At a high level, **Hyena** consists of the following steps (setting  $D = 1$  for clarity):

1. i. Compute a set of  $N+1$  linear projections of the input, similarly to attention. The number of projections  $(v_t, x_t^1, \dots, x_t^N)$  need not be three. One projection takes the role of value, such that a linear input-output function can be defined as  $y = H(u)v$  for some  $H(u)$ .ii. The matrix  $H(u)$  is defined by interleaving implicit long convolutions and element-wise multiplication with one projection  $x^i$  at a time, until all projections are exhausted. Evaluation of  $H(u)v$  is done efficiently **without materializing**  $H(u)$ . By doing so, we implicitly define a data-controlled operator as a factorization of a matrix. The long convolutions forming  $H(u)$  are parametrized implicitly to retain sublinear parameter scaling in sequence length.

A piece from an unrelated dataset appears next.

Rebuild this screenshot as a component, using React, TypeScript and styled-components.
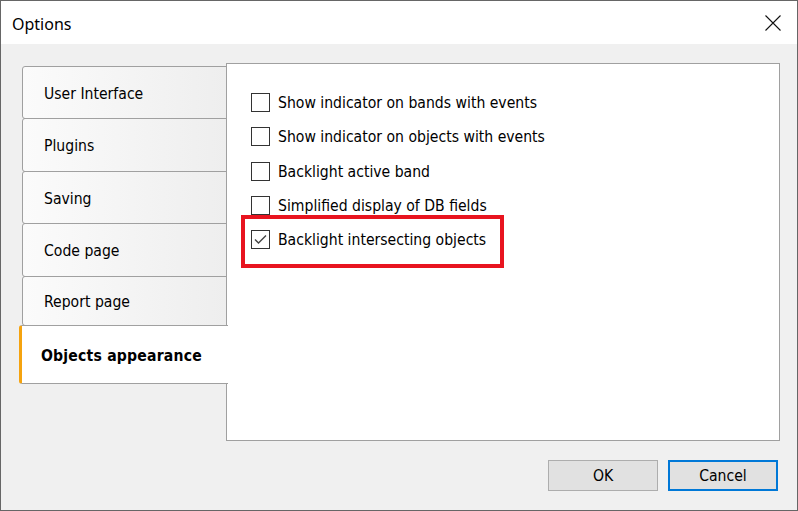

Next, we formally define Hyena, starting with its computational model. We leave the analysis of its data-controlled matrix form for the latter part of the section.

**Definition 3.1** (Order- $N$  Hyena Operator). *Let  $(v, x^1, \dots, x^N)$  be projections of the input and let  $h^1, \dots, h^N$  be a set of learnable filters. The Hyena $_N$  operator is defined by the recurrence:*

$$\begin{aligned} z_t^1 &= v_t \\ z_t^{n+1} &= x_t^n (h^n * z_t^n)_t \quad n = 1, \dots, N \\ y_t &= z_t^{N+1} \end{aligned} \tag{4}$$

**Remark 3.1.** *The time complexity of a Hyena recurrence is  $\mathcal{O}(NL \log_2 L)$ . The input-output map can be rewritten as*

$$y = x^N \cdot (h^N * (x^{N-1} \cdot (h^{N-1} * (\dots))))$$

where each convolution is performed through the Fourier domain in  $\mathcal{O}(L \log_2 L)$ .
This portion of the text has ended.